Soldiers continued to garrison Fort Severn after the war. The post surgeon took meteorological observations during 1822. Fort Severn occupied the same 10 acres and several antiquated wooden buildings by 1845.

In 1845, Secretary of War William L. Marcy agreed to transfer Fort Severn to the jurisdiction of Secretary of the Navy George Bancroft, effective 19 October 1845. In so doing, Secretary Bancroft overcame ongoing congressional opposition to an onshore naval school.

===Naval Academy use===
The Navy turned Fort Severn into a classroom building for the new onshore United States Naval Academy for young naval recruits and midshipmen, which started in October 1845 with 56 midshipmen and seven professors.

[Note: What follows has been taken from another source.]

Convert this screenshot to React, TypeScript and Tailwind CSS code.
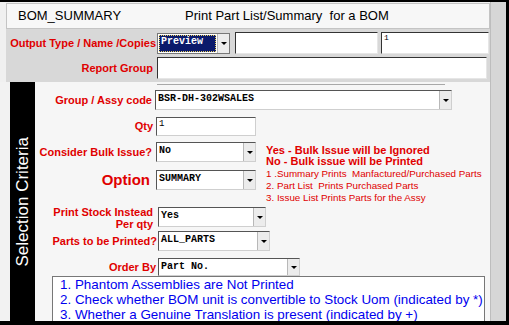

The leaders developed a new curriculum requiring midshipmen to study at the academy for four years (equivalent to classical college education) and to train aboard ships each summer. That format forms the basis of the far more advanced and sophisticated curriculum at the Naval Academy today. The curriculum in the nineteenth century included mathematics and navigation, gunnery and steam, chemistry, English, natural philosophy, and French.

===Demolition===
Because of structural deterioration the Naval Academy had the old Fort Severn edifices demolished in 1909, while the academy expanded in personnel and grandeur. Granite buildings replaced the old wooden structures of Fort Severn. On 28 March 1977, the local chapter of Daughters of the American Revolution (DAR) placed a plaque in remembrance of the original fort at its former site.